The authors will be happy to read and respond to the feedback. Please feel free to post comments below or email me at thomas123manuel[at]gmail.com. As this is a draft paper, it is requested that the paper not be quoted or cited till the final version is published. The paper titled Intra-Regional Mobilities, Seething Xenophobia And Grassroots Pan-Africanism: Implications For Ghana-Nigeria Relations is by Kojo Opoku Aidoo & Lang T.K.A. Nubuor of the Institute of African Studies, University of Ghana. The abstract and full download of the paper can be found below:

In this paper, we explore the origins and implications of seething xenophobia arising out of intra-regional migrations in West Africa as they impact on Ghano-Nigerian relations within the set context of Grassroots Pan-Africanism.
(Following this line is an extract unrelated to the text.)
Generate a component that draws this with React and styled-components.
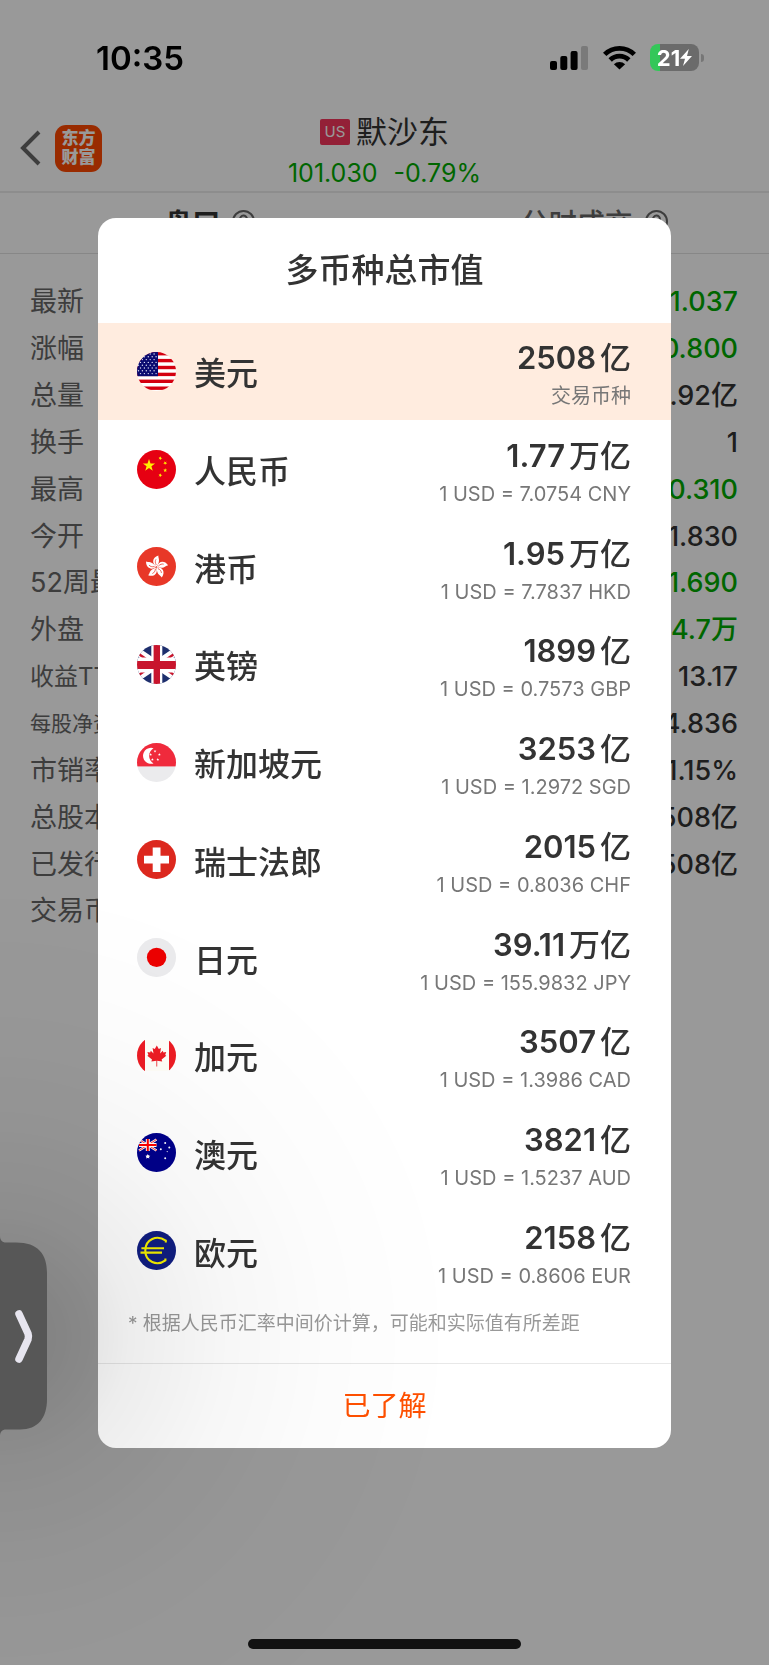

We observe that grassroots migrations within the West African sub-region mount informal pressures on the micro-States for the integration of the entire region. These pressures are reflected in formal State policies for such integration. We trace the slow pace of policy implementation at such formal levels to a contradictory process of grassroots tolerance and anxieties towards migrants in the sub-region. We embark on this within the framework of developing class and historic ethnocentric dynamics whereby the ruling classes instrumentally and instinctively uphold and defend the continued existence of these unviable micro-States in their own interest. These informal and formal processes are viewed within the larger spectrum of trans-continental grassroots migrations powered by class and ethnic dynamics within and across the micro-States in Africa – in effect, Grassroots Pan-Africanism. References to emigration from the sub-region are only tangential. In all this, we are focused on the pedagogical significance of immigration and emigration within the sub-region as manifested in grassroots movements among West African States in the process of their integration. Clearly, a political economy perspective is employed to bring out the complexities of the xenophobic problematic and its implications involved in such an African process of integration.